Christine : son premier affranchissement
Il raconte pourquoi il conserve beaucoup de tendresse pour Christine parce que cela correspond à toute sa jeunesse, au tout début de son émancipation par la musique, par l’espace de l’Art : “Christine m’a sauvé la vie. Avant que tout explose dans ma vie, Christine a commencé à arriver à mes 20 ans, au moment où j’ai décidé un peu consciemment ou inconsciemment à faire de la musique d’abord, pour me faire du bien. J’étais absolument fan de musique électro. J’avais beaucoup été admirative du travail de The Knife, Michael Jackson, j’ai aussi beaucoup écouté Björk, Radiohead. Et quand j’étais plus jeune, la musique était un incroyable espace de travail émotionnel, elle était cet espace d’être moi-même, de me sentir bien dans mes émotions, dans qui j’étais. La musique me faisait un bien énorme. J’avais d’abord conscientisé que j’allais faire de la musique, comme pour exprimer quelque chose que je n’arrivais pas du tout à exprimer autrement. Je voulais être artiste parce que j’étais en train de faire des études théâtrales pour devenir metteur en scène. La scène était le seul endroit où je pouvais dire que “Ça ne tient pas debout”. J’ai beaucoup de tendresse pour Christine parce que c’est ma jeunesse, c’est le début de mon émancipation par la musique et c’est pour ça que j’ai bien du mal à arrêter la musique avec un tel absolu qui des fois font que certaines personnes me trouvent soit suicidaire, soit trop protestante, mais c’est parce que la musique est vraiment pour moi un incroyable espace de travail émotionnel, de potentialités que l’humanité de chacun y trouve un espace infini. Parce que la musique ne réduit rien. Nos intellects entiers, nos cultures entières sont façonnées par le léger exercice de pouvoir du langage avec son genre, avec ses accords et ses règles. La musique est infiniment plus accueillante que n’importe quoi d’autre“.

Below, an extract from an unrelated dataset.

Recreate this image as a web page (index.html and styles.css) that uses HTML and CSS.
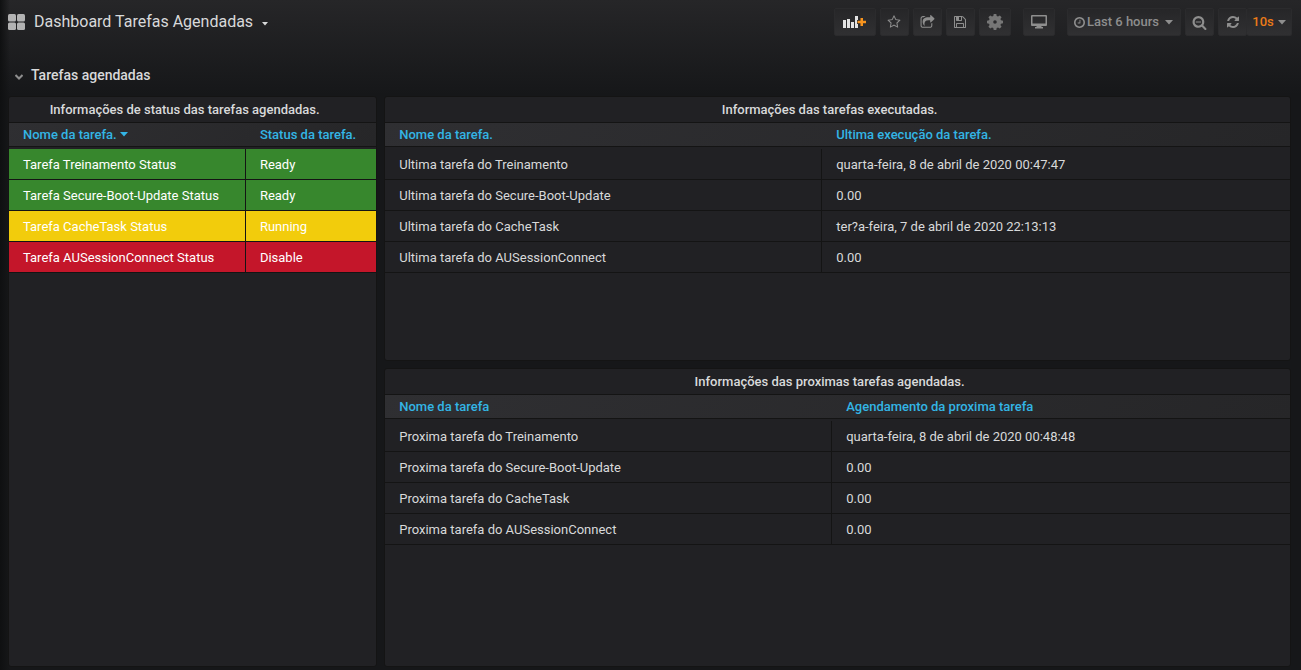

Christine, c’est surtout l’évolution de la culture drag au début des années 2010, qui de culture marginale est véritablement devenue une culture populaire. Lui-même a évolué dans ce microcosme Drag londonien qui a contribué à façonner son identité : “J’y étais comme un jeune adolescent queer paumé qui va chercher des momie’s/mamans. Ce sont aussi des performeurs incroyables qui forgent un espace de feeling tel que et j’y suis allé sans faire partie du milieu, et pourtant il m’a sauvé. Comme toute lutte fondamentale pour l’humanité, la lutte queer aide tout le monde, à une libération glorieuse. D’ailleurs chacun a besoin d’aller découvrir qu’on peut être un autre“.
L’art libérateur de la musique
Chaque album représente pour le chanteur une aventure qui lui procure toujours plus de nouvelles sensations inestimées de bonheur. Il rappelle combien la musique lui a permis de prendre conscience de qui il était vraiment : “L’art m’a transformé et si je n’avais jamais écrit de chansons, je n’aurais sans doute jamais compris profondément qui j’étais. Je me jette à corps perdu dans ce que je fais. La musique m’a d’abord permis d’exprimer quelque chose que je n’arrivais pas du tout à formuler par d’autres moyens. C’est la raison pour laquelle depuis, le rapport à l’art m’accapare, mais parce qu’il faut qu’il soit absolu et qu’il régisse ma vie entière. D’où mon besoin permanent d’inventer des écritures musicales qui permettent aux gens de cathartiser les choses surtout dans des époques aussi étranges que nous vivons actuellement. L’artiste doit être électricité et transmutation. Redcar c’est peut-être ma façon de monter aux autres qu’il faut accélérer le processus, une manière de faire comprendre qu’il faut foncer, s’engager dans ce qu’on au plus profond de nous-mêmes“.
Comment Madonna a aidé Redcar dans sa quête d’identité
Comme David Bowie, Michael Jackson et tant d’autres Madonna fait partie des nombreuses figures qui ont inspiré le chanteur, celles qui lui auront permis de forger son personnage et de mener son renouveau artistique. Mais Madonna c’était ce qu’il continue d’appeler lui-même une “identité fantastique”, hors du réel : “Ce qui est absolument incroyable chez elle, c’est qu’elle n’a jamais négligé l’impact de son corps en tant qu’outil arme détonateur, dominator, cette sorte de super colossus transformate. Elle a été dans la manifestation d’elle-même par elle-même aussi dans cette féminité extrêmement masculine, très gay friendly. Elle est aussi la première voire même la seule à questionner le patriarcat avec autant de sauvagerie sexuelle quand on pense au travail qu’elle a fait dans Erotica en tant que féministe aussi, qui réclame une égalité du traitement hommes/femmes. Mais aussi dans la place qu’elle a pris dans la formulation par elle-même de sa sexualité, de sa puissance. Elle est fantastique et c’est marrant parce que les reproches qu’on peut lui faire, même sur la façon dont elle approche sa vieillesse, sont une même volonté de réduire sa propre volonté“.